Der »Tag des Zorns« fand in zahlreichen deutschen Städten statt, so auch in Berlin. Während Anhänger der islamistischen Hamas-Bewegung auf dem Alexanderplatz israelische Fahnen verbrannten, griffen die Freunde des palästinensischen Volkes verbal die Teilnehmer einer Mahnwache vor der Synagoge in Berlin-Kreuzberg an. Was seien schon ein paar Steine gegen die Bomben, die auf Palästinenser fallen, riefen sie. In der Nacht zum Donnerstag hatten Unbekannte die Fenster der Synagoge eingeworfen. »Israelis sind Kindermöder«, stand tags drauf an der Mauer neben der Synagoge zu lesen.

Der Angriff auf die Alte Synagoge sei »eine unverantwortliche Tat von Leuten, die wir nicht kennen und auf die wir keinen Einfluss haben«, distanzierte sich der stellvertretende Generaldelegierte Palästinas in Deutschland, Mahmud Alaeddin, von den Übergriffen. Den meisten sei bewusst, »dass die jüdischen Gemeinden in Deutschland mit den Ereignissen in Palästina nichts zu tun haben«.

Eine optimistische Sicht der Dinge. Denn die Schlächter der Hamas können auch in Deutschland durchaus mit einigen Sympathien rechnen. Zu ihren Freunden gehören nicht nur die üblichen Verdächtigen, wie etwa die »Antiimperialistische Koordination«, die zu weltweiten Kundgebungen gegen die »reaktionärsten zionistischen und US-imperialistischen Kreise« aufgerufen hat. Ihre nur wenig kaschierte Aufforderung, die Juden ins Meer zu treiben, unterscheidet sich in nichts vom Antisemitismus der Nazis.

Doch auch den Autonomen und gewissen Teilen des liberalen Bürgertums gilt die Solidarität mit der »Täternation« Israel wenig, diejenige mit den unterdrückten Völkern umso mehr. »Protest trifft falsches Ziel«, titelte die taz nach dem Angriff auf die Essener Synagoge - als ob etwa ein israelisches Konsultat ein akzeptableres Objekt des Hasses gewesen wäre.

Hier zeigt sich das zentrale Problem der deutsche Linken: Während der Antisemitismus als untergeordnetes Problem behandelt wurde, gab es in den vergangenen Jahrzehnten für den sich antiimperialistisch gebärdenden Antizionismus stets Verständnis.

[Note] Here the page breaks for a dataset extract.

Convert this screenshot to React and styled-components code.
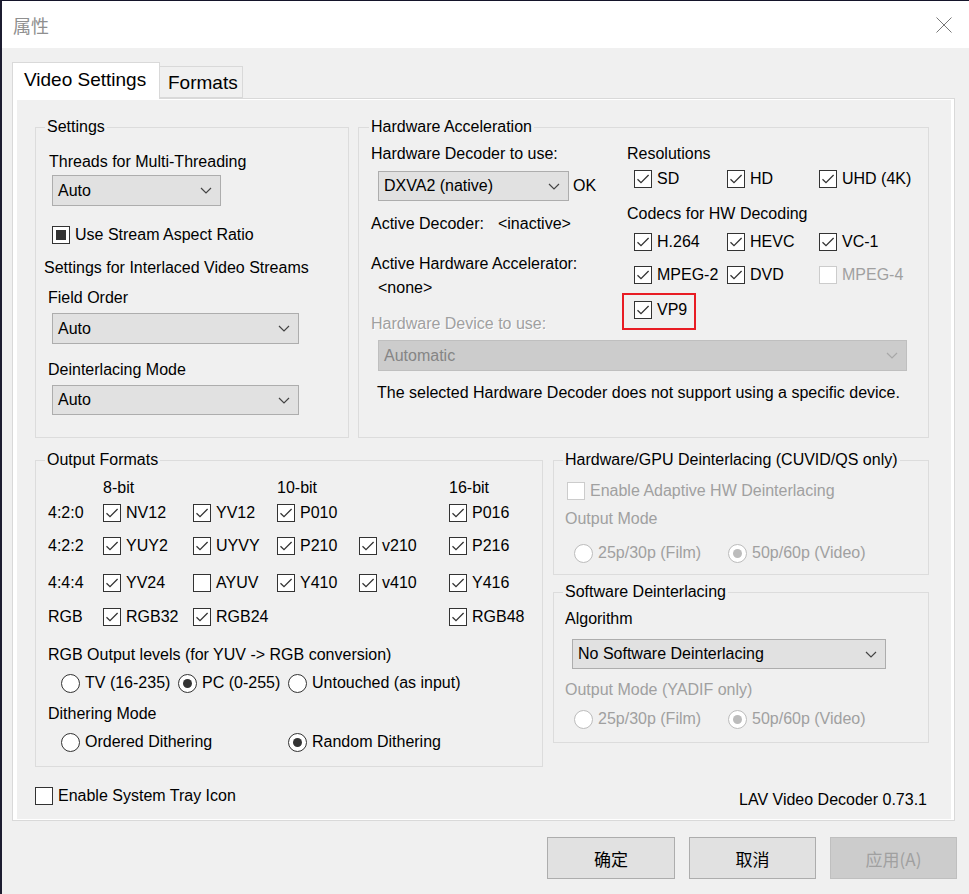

Und so ist es auch kein Wunder, dass vergangene Woche, trotz der zahlreichen antisemitischen Anschläge, keine größeren Kundgebungen stattfanden. Man widmete sich wichtigeren Themen. Unter dem gespenstischen Motto »Deutschland denken, heißt Stammheim denken« zog am Vorabend des 3. Oktober eine kleine Demonstration durch Berlin.

Sie machte damit deutlich, dass der grundlegende Bezug, den es im Umgang sowohl mit Israel wie auch mit Juden in Deutschland geben muss, bei der Linken an Bedeutung verliert. Wer aber von Auschwitz nicht reden will, sollte auch von Deutschland schweigen.